Deep renovation should be standard and included in EPBD – study

(eceee news, 19 Nov 2021) A new study by the BPIE, investigates what deep renovation is and ways to define it. Deep renovation needs a legally binding, clear and ambitious definition at EU level and holds multiple other benefits, ranging from microeconomic to wider social benefits.

The study is based on an overview of national examples and existing concepts arguing that all renovation scenarios should consider deep renovations to be the majority. BPIE argues that deep renovation should minimise energy needs by capturing the full potential of the building to reduce its energy demand, while delivering adequate comfort levels to occupants.

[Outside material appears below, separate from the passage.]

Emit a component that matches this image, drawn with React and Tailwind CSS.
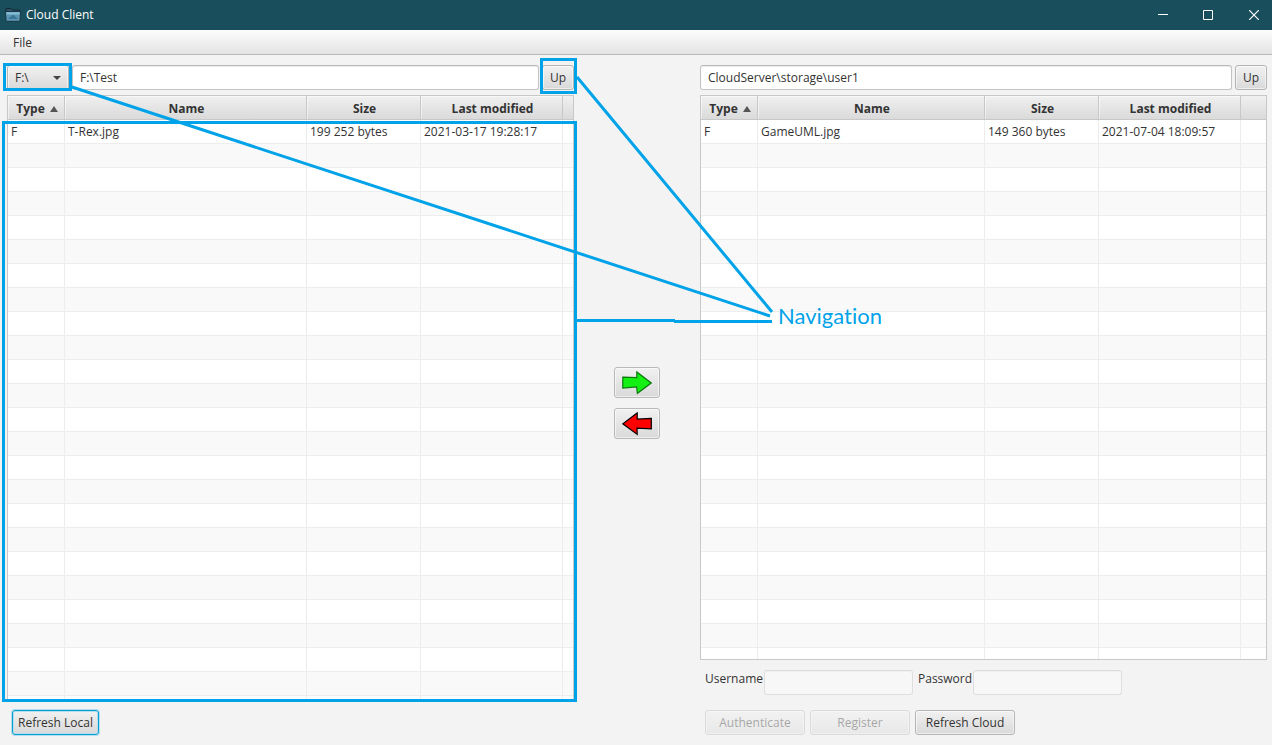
import React from "react";

const buttonBase =
  "h-[25px] shrink-0 rounded-[3px] border bg-linear-to-b from-[#f1f1f1] to-[#d9d9d9] text-center leading-4 shadow-[inset_0_0_0_1px_rgba(255,255,255,0.55)]";
const normalButton = "border-[#b5b5b5] text-[#333333]";
const disabledButton = "border-[#b5b5b5] text-[#333333] opacity-40";
const fieldBase =
  "h-[25px] min-w-0 rounded-[3px] border border-[#c3c3c3] border-t-[#b9b9b9] bg-white px-[7px] leading-4 text-[#333333] shadow-[inset_0_1px_1px_rgba(0,0,0,0.08)] outline-none";

const EMPTY_ROWS = Array.from({ length: 60 }, (_, i) => i);

function FileTable({ label, file, fillerClass }) {
  const head =
    "h-6 border-r border-b border-[#c8c8c8] bg-linear-to-b from-[#f0f0f0] to-[#dadada] pt-[2px] pr-0 pb-0 pl-[2px] text-center font-bold leading-4 shadow-[inset_1px_1px_0_rgba(255,255,255,0.5)]";
  const cell = "h-6 border-r border-b border-[#ededed] py-0 pr-0 pl-[3px] leading-4 whitespace-nowrap";
  return (
    <div className="min-h-0 flex-1 basis-0 overflow-hidden border border-[#c8c8c8] bg-white">
      <table aria-label={label} className="w-full table-fixed border-separate border-spacing-0 text-[#333333]">
        <colgroup>
          <col className="w-[57px]" />
          <col />
          <col className="w-[114px]" />
          <col className="w-[142px]" />
          <col className={fillerClass} />
        </colgroup>
        <thead>
          <tr>
            <th scope="col" className={head}>
              <span className="flex items-center justify-center gap-[5px]">
                Type
                <svg width="8" height="6" viewBox="0 0 8 6" aria-hidden="true">
                  <path d="M4 0 8 6H0Z" fill="#555" />
                </svg>
              </span>
            </th>
            <th scope="col" className={head}>Name</th>
            <th scope="col" className={head}>Size</th>
            <th scope="col" className={head}>Last modified</th>
            <td className="h-6 border-b border-[#c8c8c8] bg-linear-to-b from-[#f0f0f0] to-[#dadada] p-0" />
          </tr>
        </thead>
        <tbody>
          <tr>
            <td className={cell}>{file.type}</td>
            <td className={cell}>{file.name}</td>
            <td className={cell}>{file.size}</td>
            <td className={cell}>{file.modified}</td>
            <td className="h-6 border-b border-[#ededed] p-0" />
          </tr>
          {EMPTY_ROWS.map((i) => (
            <tr key={i} className="odd:bg-white even:bg-[#f9f9f9]">
              <td className={cell} />
              <td className={cell} />
              <td className={cell} />
              <td className={cell} />
              <td className="h-6 border-b border-[#ededed] p-0" />
            </tr>
          ))}
        </tbody>
      </table>
    </div>
  );
}

function TitleBar() {
  return (
    <header className="flex h-[30px] shrink-0 items-center bg-[#194f5c] pl-[5px] text-white">
      <svg width="16" height="14" viewBox="0 0 16 14" aria-hidden="true">
        <path d="M1 1.5Q1 .5 2 .5H6L7.5 2H14Q15 2 15 3V5H1Z" fill="#2b5266" stroke="#122631" />
        <path d="M.5 3.5H15.5L15 12.5Q15 13.3 14 13.3H2Q1 13.3 1 12.5Z" fill="#5c97b4" stroke="#1a3644" />
        <path d="M1.3 4.2H14.7L14.6 6.4H1.4Z" fill="#86bdd6" />
        <path d="M3.5 11Q3.5 9 5.5 9 6 7 8 7 10 7 10.5 9 12.5 9 12.5 11Z" fill="#3c7694" />
      </svg>
      <h1 className="ml-[5px] flex-1 leading-4">Cloud Client</h1>
      <button type="button" aria-label="Minimize" className="flex h-full w-[46px] items-center justify-center">
        <svg width="10" height="10" viewBox="0 0 10 10" aria-hidden="true">
          <path d="M0 4.5H10" stroke="#fff" />
        </svg>
      </button>
      <button type="button" aria-label="Maximize" className="flex h-full w-11 items-center justify-center">
        <svg width="10" height="10" viewBox="0 0 10 10" aria-hidden="true">
          <path d="M.5 .5H9.5V9.5H.5Z" fill="none" stroke="#fff" />
        </svg>
      </button>
      <button type="button" aria-label="Close" className="flex h-full w-[42px] items-center justify-center pl-[6px]">
        <svg width="10" height="10" viewBox="0 0 10 10" className="shrink-0" aria-hidden="true">
          <path d="M0 0 10 10M10 0 0 10" stroke="#fff" strokeWidth="1.2" />
        </svg>
      </button>
    </header>
  );
}

function TransferButtons() {
  const box =
    "flex h-[31px] w-[46px] items-center justify-center rounded-[3px] border border-[#b9b9b9] bg-linear-to-b from-[#f1f1f1] to-[#d9d9d9] shadow-[inset_0_0_0_1px_rgba(255,255,255,0.55)]";
  return (
    <div className="flex flex-col items-center justify-center gap-[10px] pt-[6px]">
      <button type="button" aria-label="Upload to cloud" className={box}>
        <svg width="30" height="24" viewBox="0 0 30 24" aria-hidden="true">
          <path d="M.8 6.2 14.8 6.7 14.8 .9 29.2 12 15.4 22.3 14.6 15.8 .8 17Z" fill="#14f014" stroke="#0a7a0a" strokeWidth="1.2" />
        </svg>
      </button>
      <button type="button" aria-label="Download from cloud" className={box}>
        <svg width="30" height="24" viewBox="0 0 30 24" aria-hidden="true">
          <path d="M29.3 6.4 15.2 7 15.2 .9 .8 11.8 15.2 22.4 15 16.2 29.3 16.8Z" fill="#ff0000" stroke="#000" strokeWidth="1.2" />
        </svg>
      </button>
    </div>
  );
}

function Annotations() {
  return (
    <div className="pointer-events-none absolute inset-0">
      <svg width="900" height="720" viewBox="0 0 900 720" aria-hidden="true" fill="none" stroke="#00a2e8" strokeWidth="3">
        <rect x="4.5" y="64.5" width="66" height="25" />
        <rect x="541.5" y="59.5" width="34" height="33" />
        <rect x="3.5" y="122.5" width="572" height="578" />
        <path d="M72 87 770 316M577 77 772 312M577 320.5H675M674 321.5H772" />
      </svg>
      <span className="absolute top-[302px] left-[778px] font-['Lato',sans-serif] text-[22px] leading-7 text-[#00a2e8] [font-variant-ligatures:none]">
        Navigation
      </span>
    </div>
  );
}

export default function App() {
  return (
    <div className="relative flex h-screen flex-col overflow-hidden bg-[#f3f3f3] font-['Open_Sans',sans-serif] text-[12px] text-[#333333]">
      <TitleBar />
      <nav className="flex h-[25px] shrink-0 items-center border-b border-[#b8b8b8] bg-linear-to-b from-[#fdfdfd] to-[#e3e3e3] px-[13px] pt-[2px]">
        <button type="button" className="leading-4">File</button>
      </nav>

      <main className="grid min-h-0 flex-1 grid-cols-[1fr_126px_1fr] grid-rows-1 pt-[10px] pr-[5px] pb-[10px] pl-[7px]">
        <section className="flex min-h-0 min-w-0 flex-col">
          <div className="mb-[5px] flex gap-[3px]">
            <div className="relative w-[62px] shrink-0">
              <select aria-label="Drive" defaultValue="F" className={`${buttonBase} ${normalButton} w-full appearance-none pl-[7px] text-left`}>
                <option value="F">F:\</option>
              </select>
              <svg width="8" height="4" viewBox="0 0 8 4" className="pointer-events-none absolute top-[11px] right-2" aria-hidden="true">
                <path d="M0 0H8L4 4Z" fill="#444" />
              </svg>
            </div>
            <input type="text" aria-label="Local path" defaultValue="F:\Test" className={`${fieldBase} flex-1`} />
            <button type="button" className={`${buttonBase} ${normalButton} w-8`}>Up</button>
          </div>
          <FileTable
            label="Local files"
            fillerClass="w-[10px]"
            file={{ type: "F", name: "T-Rex.jpg", size: "199 252 bytes", modified: "2021-03-17 19:28:17" }}
          />
          <div className="mt-[10px] flex px-[5px]">
            <button type="button" className="h-[25px] w-[87px] rounded-[3px] border border-[#039ed3] bg-linear-to-b from-[#f1f1f1] to-[#d9d9d9] leading-4 whitespace-nowrap shadow-[0_0_0_1px_#b6deec,inset_0_0_0_1px_#b6deec]">
              Refresh Local
            </button>
          </div>
        </section>

        <TransferButtons />

        <section className="flex min-h-0 min-w-0 flex-col">
          <div className="mb-[5px] flex gap-[3px]">
            <input type="text" aria-label="Cloud path" defaultValue="CloudServer\storage\user1" className={`${fieldBase} flex-1`} />
            <button type="button" className={`${buttonBase} ${normalButton} w-8`}>Up</button>
          </div>
          <FileTable
            label="Cloud files"
            fillerClass="w-[25px]"
            file={{ type: "F", name: "GameUML.jpg", size: "149 360 bytes", modified: "2021-07-04 18:09:57" }}
          />
          <div className="mt-[10px] flex gap-[5px] px-[5px]">
            <label htmlFor="username" className="w-[54px] pt-px leading-4">Username</label>
            <input id="username" type="text" disabled className={`${fieldBase} w-[149px] opacity-40`} />
            <label htmlFor="password" className="w-[50px] pt-px leading-4">Password</label>
            <input id="password" type="password" disabled className={`${fieldBase} w-[149px] opacity-40`} />
          </div>
          <div className="mt-[15px] flex gap-[5px] px-[5px]">
            <button type="button" disabled className={`${buttonBase} ${disabledButton} w-[100px]`}>Authenticate</button>
            <button type="button" disabled className={`${buttonBase} ${disabledButton} w-[100px]`}>Register</button>
            <button type="button" className={`${buttonBase} ${normalButton} w-[100px]`}>Refresh Cloud</button>
          </div>
        </section>
      </main>

      <Annotations />
    </div>
  );
}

The Renovation Wave sets the objective to at least double the annual energy renovation rate by 2030 as well as to foster deep energy renovations. According to the BPIE, clarity is missing from the current EU legal framework, where no definition of deep renovation can be found. There is no climate-neutrality possible by 2050 without full decarbonising the buildings sector.

In the wake of COP26, deep renovation is a concrete way for the EU to secure its position as a global climate leader, while simultaneously supporting vulnerable citizens and alleviating rising fuel prices, BPIE claims. While the current annual deep renovation rate stands at only 0.2% on average in the EU, deep energy renovation rate should reach 3% per year as soon as possible before 2030 and be maintained up to 2050.

Deep renovation of buildings, must get a legally binding definition at EU level and become standard practice in order to reach climate goals and combat rising fuel prices and energy poverty, argues BPIE. This should be included in the European Commission’s revised EPBD, expected before the end of 2021. Deep renovation definition and standards must therefore be introduced into EPBD Article 2 and applied whenever any building undergoes renovation.

“Deep renovation should be the gold standard for any investment decision to upgrade a building, and we need a legal definition to create confidence in the renovation market,” says Oliver Rapf, Executive Director at BPIE.

According to the report, the remaining low energy demand should be supplied by renewables, progressively increasing their share within the total supply, towards reaching 100% at the end of the deep renovation process and by 2050 latest.

BPIE proposes a clear and forward-looking definition of deep renovation and urges the EU to recalibrate its renovation ecosystem of policy, advisory and financing measures in order to trigger the shift to a ‘deep renovation first’ approach, embedding deep renovation into the EPBD and ensuring a consistent approach across all policies.